-- EXCERPTED RECORDS start --
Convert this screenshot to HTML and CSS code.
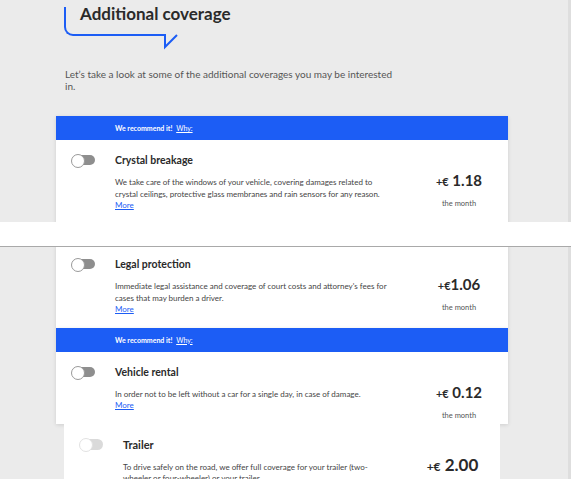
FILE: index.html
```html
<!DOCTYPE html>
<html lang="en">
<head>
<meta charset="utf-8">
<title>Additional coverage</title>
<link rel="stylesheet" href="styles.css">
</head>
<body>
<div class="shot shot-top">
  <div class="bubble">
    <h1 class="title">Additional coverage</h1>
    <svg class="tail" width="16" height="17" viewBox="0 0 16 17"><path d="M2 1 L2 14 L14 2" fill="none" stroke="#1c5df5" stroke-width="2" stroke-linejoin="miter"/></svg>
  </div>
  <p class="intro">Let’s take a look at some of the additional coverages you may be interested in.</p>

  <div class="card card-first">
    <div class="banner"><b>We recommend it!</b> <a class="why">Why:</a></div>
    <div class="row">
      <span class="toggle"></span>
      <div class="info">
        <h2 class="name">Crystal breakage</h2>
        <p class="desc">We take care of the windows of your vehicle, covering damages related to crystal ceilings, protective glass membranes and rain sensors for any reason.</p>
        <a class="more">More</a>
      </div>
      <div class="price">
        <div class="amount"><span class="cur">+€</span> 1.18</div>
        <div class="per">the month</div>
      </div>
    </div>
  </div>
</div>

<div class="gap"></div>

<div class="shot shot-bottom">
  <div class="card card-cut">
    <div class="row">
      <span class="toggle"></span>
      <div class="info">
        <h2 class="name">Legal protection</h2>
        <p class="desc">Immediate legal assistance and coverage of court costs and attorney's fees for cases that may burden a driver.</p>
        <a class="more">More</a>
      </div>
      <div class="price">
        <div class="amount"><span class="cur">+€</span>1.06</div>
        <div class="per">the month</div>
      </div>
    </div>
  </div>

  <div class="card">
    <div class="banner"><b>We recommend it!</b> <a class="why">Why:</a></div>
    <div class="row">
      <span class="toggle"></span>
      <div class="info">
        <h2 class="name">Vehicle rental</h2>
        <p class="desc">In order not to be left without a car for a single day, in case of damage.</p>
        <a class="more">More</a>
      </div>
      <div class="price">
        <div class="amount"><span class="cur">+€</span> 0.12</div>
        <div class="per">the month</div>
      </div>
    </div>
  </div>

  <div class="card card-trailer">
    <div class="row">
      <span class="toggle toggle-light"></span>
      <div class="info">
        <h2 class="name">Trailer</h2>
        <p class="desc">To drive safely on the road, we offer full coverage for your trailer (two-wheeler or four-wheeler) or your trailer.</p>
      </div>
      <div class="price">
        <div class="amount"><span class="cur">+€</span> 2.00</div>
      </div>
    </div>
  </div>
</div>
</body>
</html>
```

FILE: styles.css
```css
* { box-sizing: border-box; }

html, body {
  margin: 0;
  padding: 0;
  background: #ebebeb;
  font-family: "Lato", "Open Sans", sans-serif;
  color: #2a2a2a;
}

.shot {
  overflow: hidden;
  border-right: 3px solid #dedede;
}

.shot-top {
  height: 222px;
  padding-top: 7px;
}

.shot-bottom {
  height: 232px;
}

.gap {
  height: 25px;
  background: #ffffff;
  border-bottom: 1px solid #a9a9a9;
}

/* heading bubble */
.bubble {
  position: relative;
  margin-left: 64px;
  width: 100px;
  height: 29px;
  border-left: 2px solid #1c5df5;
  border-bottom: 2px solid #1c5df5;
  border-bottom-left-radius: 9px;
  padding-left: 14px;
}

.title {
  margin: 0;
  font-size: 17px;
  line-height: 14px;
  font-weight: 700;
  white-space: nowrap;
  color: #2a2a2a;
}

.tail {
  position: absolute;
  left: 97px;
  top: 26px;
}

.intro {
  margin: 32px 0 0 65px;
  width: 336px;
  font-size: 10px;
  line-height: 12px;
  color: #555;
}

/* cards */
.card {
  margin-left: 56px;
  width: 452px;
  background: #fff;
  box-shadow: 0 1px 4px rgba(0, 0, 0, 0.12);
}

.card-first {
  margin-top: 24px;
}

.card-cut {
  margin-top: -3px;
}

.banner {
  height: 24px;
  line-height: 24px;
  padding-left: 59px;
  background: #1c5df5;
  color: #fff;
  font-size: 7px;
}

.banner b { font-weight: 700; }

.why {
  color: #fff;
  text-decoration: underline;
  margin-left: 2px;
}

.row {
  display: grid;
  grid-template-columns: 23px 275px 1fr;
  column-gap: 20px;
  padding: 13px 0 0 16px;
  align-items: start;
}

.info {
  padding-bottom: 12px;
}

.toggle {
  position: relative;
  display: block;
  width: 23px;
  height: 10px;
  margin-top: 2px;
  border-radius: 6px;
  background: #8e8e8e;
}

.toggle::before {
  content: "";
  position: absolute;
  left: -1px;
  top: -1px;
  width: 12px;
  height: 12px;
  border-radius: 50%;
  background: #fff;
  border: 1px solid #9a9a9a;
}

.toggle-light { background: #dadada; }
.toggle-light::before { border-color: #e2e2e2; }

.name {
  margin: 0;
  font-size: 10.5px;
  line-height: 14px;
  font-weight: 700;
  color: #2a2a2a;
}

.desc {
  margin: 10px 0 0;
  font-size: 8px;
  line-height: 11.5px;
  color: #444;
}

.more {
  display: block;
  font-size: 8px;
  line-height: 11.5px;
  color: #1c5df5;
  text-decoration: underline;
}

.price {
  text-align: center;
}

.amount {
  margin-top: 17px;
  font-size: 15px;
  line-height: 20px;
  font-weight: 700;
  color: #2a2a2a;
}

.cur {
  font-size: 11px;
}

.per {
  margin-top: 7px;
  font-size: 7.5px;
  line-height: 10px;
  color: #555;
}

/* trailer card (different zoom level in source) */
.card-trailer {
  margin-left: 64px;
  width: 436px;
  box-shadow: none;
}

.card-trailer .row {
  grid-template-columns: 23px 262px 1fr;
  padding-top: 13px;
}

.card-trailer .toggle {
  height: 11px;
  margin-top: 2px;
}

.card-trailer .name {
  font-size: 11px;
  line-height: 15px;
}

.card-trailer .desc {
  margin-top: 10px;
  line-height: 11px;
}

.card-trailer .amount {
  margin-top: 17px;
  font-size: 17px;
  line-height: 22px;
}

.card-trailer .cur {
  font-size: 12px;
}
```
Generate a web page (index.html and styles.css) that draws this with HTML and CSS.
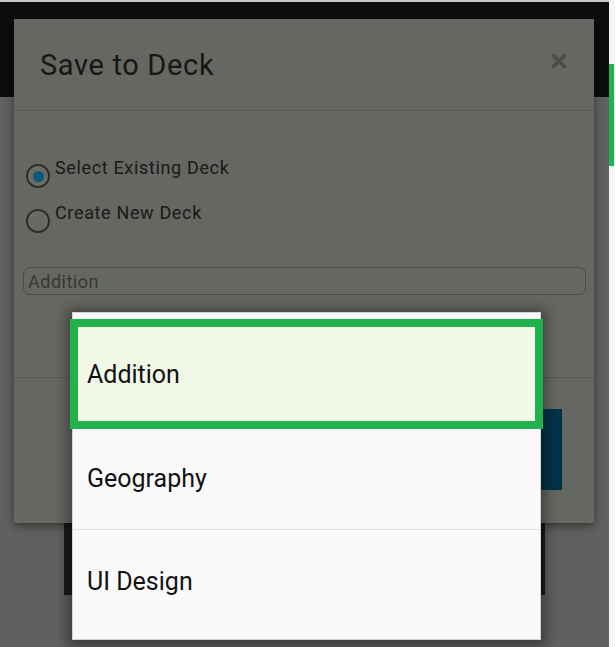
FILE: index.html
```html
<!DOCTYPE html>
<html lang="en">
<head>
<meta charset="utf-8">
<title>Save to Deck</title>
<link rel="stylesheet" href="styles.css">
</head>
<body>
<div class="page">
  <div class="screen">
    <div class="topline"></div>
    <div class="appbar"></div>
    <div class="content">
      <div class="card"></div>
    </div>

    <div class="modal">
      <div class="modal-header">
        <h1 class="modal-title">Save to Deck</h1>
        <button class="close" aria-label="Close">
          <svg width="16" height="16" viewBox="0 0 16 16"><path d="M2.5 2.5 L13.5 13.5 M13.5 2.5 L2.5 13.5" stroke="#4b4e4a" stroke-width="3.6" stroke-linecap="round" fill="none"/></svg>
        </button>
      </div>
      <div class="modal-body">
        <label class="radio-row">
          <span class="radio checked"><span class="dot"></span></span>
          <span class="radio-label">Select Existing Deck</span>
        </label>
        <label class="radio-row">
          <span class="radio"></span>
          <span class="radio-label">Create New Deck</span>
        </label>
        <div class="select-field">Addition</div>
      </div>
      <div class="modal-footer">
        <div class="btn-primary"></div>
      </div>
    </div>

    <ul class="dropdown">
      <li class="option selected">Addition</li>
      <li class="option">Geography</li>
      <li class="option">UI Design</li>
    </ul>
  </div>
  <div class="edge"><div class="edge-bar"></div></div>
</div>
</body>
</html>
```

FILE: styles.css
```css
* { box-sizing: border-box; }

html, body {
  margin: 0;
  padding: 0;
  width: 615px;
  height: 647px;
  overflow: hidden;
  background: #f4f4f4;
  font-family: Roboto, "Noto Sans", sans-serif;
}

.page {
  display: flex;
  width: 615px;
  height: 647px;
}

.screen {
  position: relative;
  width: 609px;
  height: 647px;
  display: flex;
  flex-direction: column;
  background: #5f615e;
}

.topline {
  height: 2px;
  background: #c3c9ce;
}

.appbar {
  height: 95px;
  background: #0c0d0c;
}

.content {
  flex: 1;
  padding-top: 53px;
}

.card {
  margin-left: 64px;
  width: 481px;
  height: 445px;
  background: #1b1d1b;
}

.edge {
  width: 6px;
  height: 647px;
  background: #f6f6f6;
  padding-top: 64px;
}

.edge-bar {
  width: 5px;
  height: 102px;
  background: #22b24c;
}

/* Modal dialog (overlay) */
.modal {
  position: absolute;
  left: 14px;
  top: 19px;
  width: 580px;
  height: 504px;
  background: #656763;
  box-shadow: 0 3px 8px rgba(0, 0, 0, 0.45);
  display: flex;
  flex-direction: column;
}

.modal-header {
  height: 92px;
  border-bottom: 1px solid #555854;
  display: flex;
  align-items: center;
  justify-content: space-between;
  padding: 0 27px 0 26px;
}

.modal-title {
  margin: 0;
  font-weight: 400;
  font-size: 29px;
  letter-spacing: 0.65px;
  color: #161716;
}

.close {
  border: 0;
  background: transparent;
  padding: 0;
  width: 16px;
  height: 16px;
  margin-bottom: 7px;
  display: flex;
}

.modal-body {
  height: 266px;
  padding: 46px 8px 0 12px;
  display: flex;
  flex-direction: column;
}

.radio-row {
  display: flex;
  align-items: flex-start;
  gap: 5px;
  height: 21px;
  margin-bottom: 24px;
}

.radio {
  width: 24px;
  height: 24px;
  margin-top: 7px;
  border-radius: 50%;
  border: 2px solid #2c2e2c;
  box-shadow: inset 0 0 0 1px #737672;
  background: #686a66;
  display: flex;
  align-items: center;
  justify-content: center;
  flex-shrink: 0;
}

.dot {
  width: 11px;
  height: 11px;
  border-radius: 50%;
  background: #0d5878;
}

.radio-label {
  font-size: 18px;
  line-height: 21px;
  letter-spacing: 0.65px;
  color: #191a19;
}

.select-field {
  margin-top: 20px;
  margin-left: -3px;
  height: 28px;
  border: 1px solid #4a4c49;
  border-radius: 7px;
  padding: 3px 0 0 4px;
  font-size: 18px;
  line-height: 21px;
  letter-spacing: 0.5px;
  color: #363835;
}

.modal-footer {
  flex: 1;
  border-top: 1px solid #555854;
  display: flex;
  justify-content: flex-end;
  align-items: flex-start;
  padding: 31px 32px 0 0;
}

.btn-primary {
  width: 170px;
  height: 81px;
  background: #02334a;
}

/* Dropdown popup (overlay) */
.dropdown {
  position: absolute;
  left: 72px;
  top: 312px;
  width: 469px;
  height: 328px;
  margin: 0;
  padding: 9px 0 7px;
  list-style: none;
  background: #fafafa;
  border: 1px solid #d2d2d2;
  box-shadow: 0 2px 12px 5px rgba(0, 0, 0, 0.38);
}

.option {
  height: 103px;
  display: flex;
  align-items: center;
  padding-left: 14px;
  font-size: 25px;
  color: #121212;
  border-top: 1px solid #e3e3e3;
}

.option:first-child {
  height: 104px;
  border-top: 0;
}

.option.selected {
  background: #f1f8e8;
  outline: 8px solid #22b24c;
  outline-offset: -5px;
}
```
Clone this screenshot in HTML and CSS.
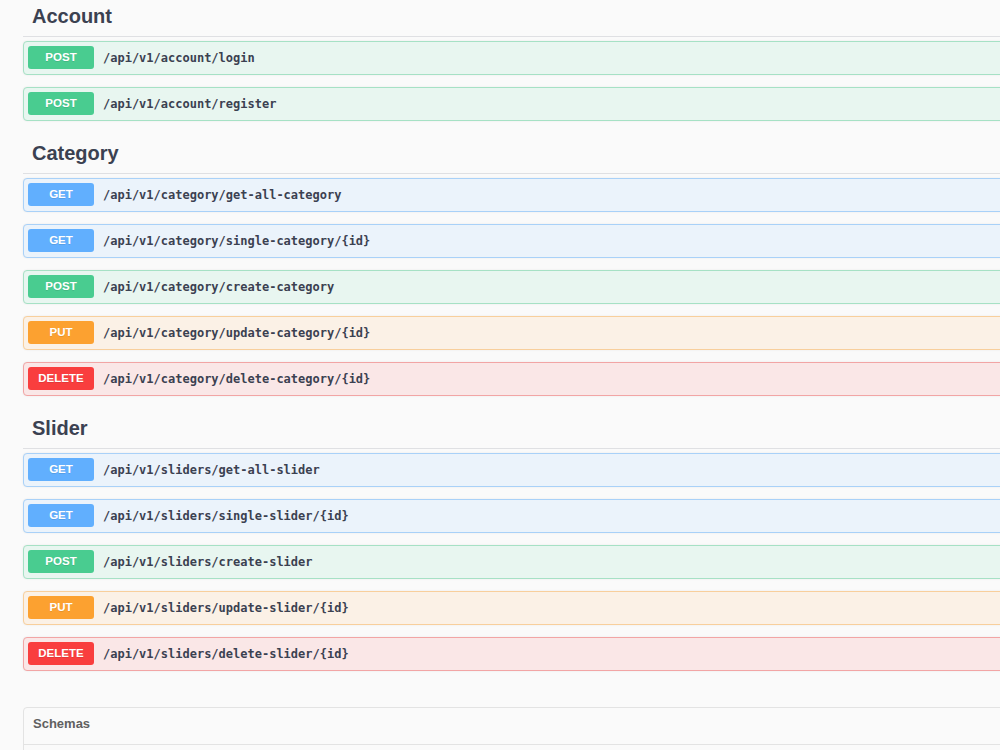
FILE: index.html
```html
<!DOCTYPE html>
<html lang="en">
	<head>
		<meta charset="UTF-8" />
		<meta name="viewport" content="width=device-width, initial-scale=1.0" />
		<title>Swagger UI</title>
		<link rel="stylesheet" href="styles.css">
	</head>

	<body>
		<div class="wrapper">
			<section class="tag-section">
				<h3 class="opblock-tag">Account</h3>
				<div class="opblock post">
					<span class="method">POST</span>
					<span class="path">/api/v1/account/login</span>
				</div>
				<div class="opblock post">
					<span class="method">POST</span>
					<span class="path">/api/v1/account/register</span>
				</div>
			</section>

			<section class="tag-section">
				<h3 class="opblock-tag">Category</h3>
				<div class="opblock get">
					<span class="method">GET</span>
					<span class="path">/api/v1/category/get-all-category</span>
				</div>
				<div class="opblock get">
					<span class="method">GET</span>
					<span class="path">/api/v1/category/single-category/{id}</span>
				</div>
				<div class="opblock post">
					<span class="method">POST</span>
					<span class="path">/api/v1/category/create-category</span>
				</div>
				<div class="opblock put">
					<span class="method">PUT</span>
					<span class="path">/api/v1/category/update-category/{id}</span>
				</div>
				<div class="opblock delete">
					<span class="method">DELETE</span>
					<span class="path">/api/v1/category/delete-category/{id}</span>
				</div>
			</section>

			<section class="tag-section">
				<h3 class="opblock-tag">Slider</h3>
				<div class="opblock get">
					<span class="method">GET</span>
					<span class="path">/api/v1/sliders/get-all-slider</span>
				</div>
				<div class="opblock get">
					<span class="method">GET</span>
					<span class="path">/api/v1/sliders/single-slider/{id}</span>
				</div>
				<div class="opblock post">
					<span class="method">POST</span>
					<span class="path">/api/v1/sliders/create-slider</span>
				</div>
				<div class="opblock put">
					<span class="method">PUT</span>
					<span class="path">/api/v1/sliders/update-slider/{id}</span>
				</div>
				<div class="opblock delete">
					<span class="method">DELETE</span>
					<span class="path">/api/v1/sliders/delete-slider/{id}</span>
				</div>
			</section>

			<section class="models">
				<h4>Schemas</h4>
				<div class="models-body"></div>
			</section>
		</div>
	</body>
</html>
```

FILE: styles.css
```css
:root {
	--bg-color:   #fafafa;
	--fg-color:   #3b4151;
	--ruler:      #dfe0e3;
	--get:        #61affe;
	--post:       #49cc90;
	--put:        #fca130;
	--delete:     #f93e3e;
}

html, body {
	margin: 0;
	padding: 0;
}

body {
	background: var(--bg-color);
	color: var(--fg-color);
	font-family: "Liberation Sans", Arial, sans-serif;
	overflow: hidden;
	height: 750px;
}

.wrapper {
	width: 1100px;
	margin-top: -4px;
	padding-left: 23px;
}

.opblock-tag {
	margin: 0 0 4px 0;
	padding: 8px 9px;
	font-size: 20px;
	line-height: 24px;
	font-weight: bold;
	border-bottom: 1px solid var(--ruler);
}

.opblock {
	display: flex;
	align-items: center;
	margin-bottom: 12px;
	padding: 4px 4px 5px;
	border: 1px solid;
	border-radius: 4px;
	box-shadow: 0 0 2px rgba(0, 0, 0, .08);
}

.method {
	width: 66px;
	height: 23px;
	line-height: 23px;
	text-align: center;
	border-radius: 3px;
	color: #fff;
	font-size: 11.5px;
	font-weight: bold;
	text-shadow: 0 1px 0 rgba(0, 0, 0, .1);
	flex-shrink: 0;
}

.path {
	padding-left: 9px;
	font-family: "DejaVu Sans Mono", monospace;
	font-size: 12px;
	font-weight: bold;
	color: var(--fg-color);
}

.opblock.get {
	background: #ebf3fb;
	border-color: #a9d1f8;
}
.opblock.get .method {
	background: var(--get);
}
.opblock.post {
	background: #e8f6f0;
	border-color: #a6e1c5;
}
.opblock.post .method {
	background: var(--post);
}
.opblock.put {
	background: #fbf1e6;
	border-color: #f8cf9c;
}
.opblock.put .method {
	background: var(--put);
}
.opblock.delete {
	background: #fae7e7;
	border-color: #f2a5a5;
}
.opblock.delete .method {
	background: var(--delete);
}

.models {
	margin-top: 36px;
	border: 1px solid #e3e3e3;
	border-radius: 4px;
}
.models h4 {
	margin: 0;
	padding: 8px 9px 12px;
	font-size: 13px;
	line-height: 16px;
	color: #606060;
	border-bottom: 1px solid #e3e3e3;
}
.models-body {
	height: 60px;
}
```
-- EXCERPTED RECORDS end --
Give nothing but the number of lines containing the string "page".

3